Posted Nov 29, 2013 3:08 UTC (Fri) by giraffedata (guest, #1954) [Link] (1 responses)

Also, most of the features described are in Bash.

I think every one of the command completion features except the one where you don't have to type tab has been in Bash since about 2005. Bash' command completion facility is fully programmable, so some of the more esoteric things, such as completing a username for 'su', require downloading additional software.
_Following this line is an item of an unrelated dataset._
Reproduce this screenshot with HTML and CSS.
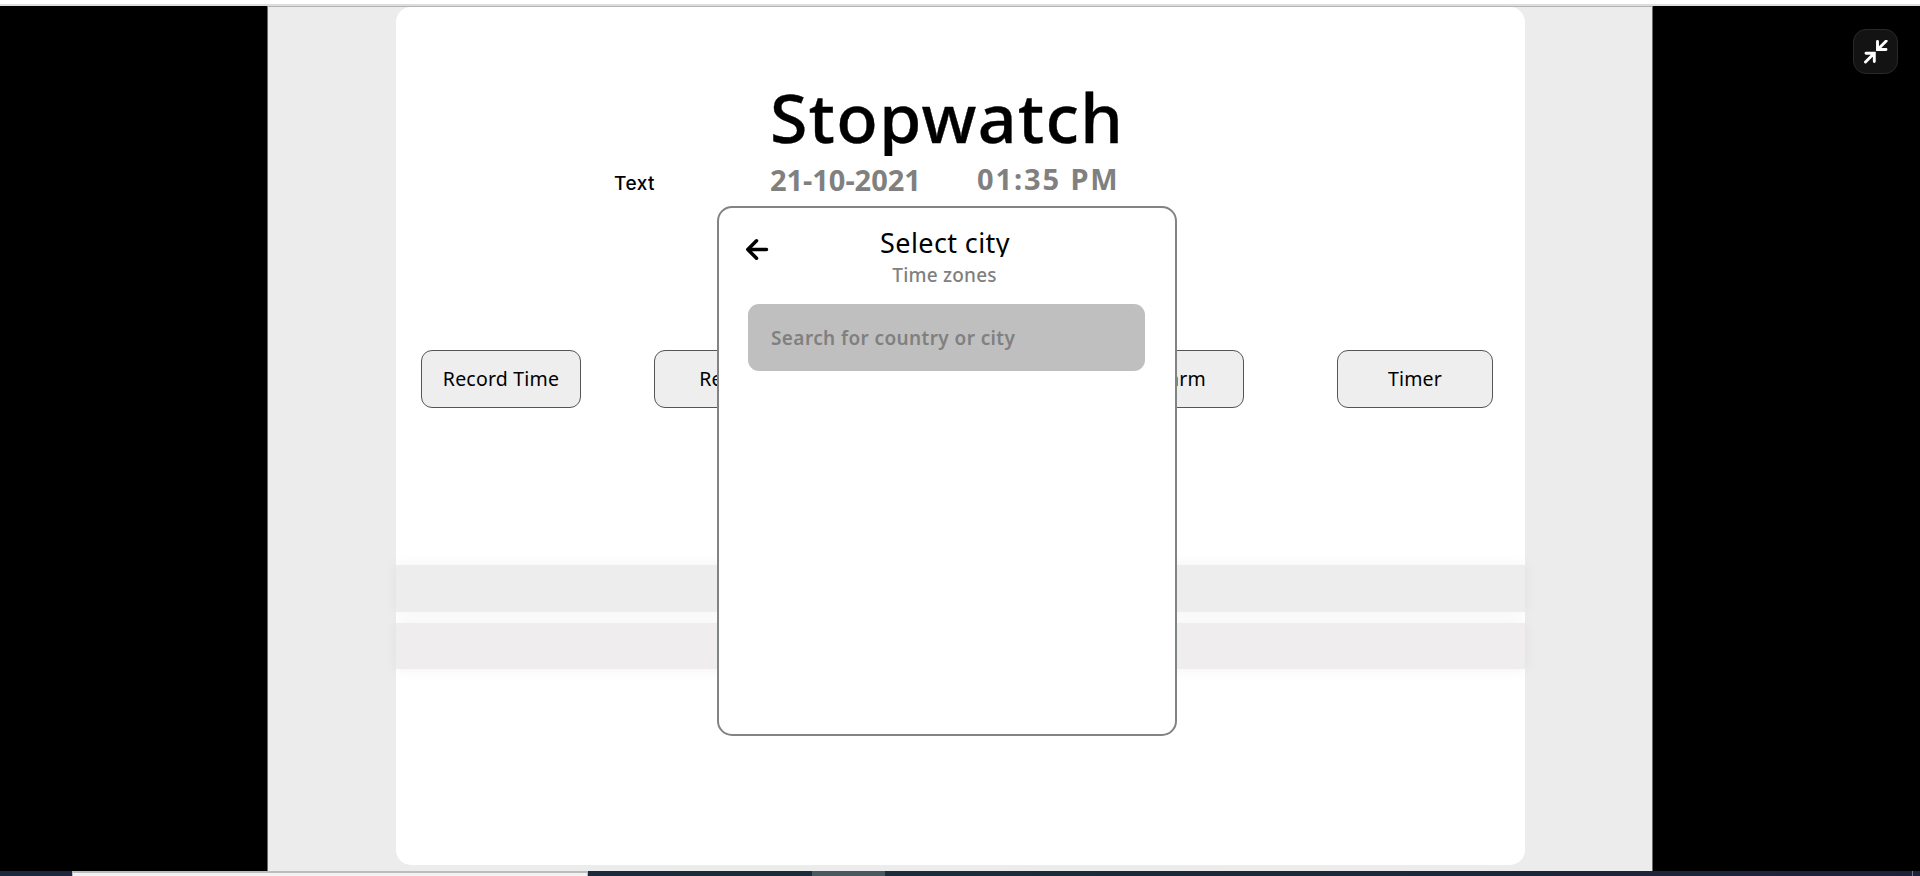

The commmand completion in Bash is really from the Readline library. I often write programs with command shells, and I always use Readline and get all that command completion stuff. I have to write code for the completions that make sense in the particular environment (e.g. the set of command verbs the program recognizes), but it's nice having TAB do what my fingers expect no matter what kind of prompt I'm facing.

Except for the friendly variable name, I thought the status codes for process terminations were standard Bourne shell. They do seem to be identical to Bash. What would be nice is if the information weren't delivered in code at all - have a variable for whose value is "terminated by signal" if the process was terminated by a signal, and another called $signal_number that tells you what class of signal it was.

As far as I know, nothing like the coloring described exists in Bash.

Fish shell 2.1

Posted Dec 1, 2013 12:27 UTC (Sun) by zanchey (guest, #94250) [Link]

$status is of course just a different (arguably better) name for $? from the POSIX shells and you are right about them being 'standard' values. The exit values for the cases of signal termination, inability to find a command and inability to execute a program are defined by SUS and there is no good reason for fish to use different values.

I think the assertion in the article that 0 is success and 1 is error is not quite precise enough; the convention across *nix AFAIK is that non-zero is error, and the exact error code will often have different meanings depending on the program being executed.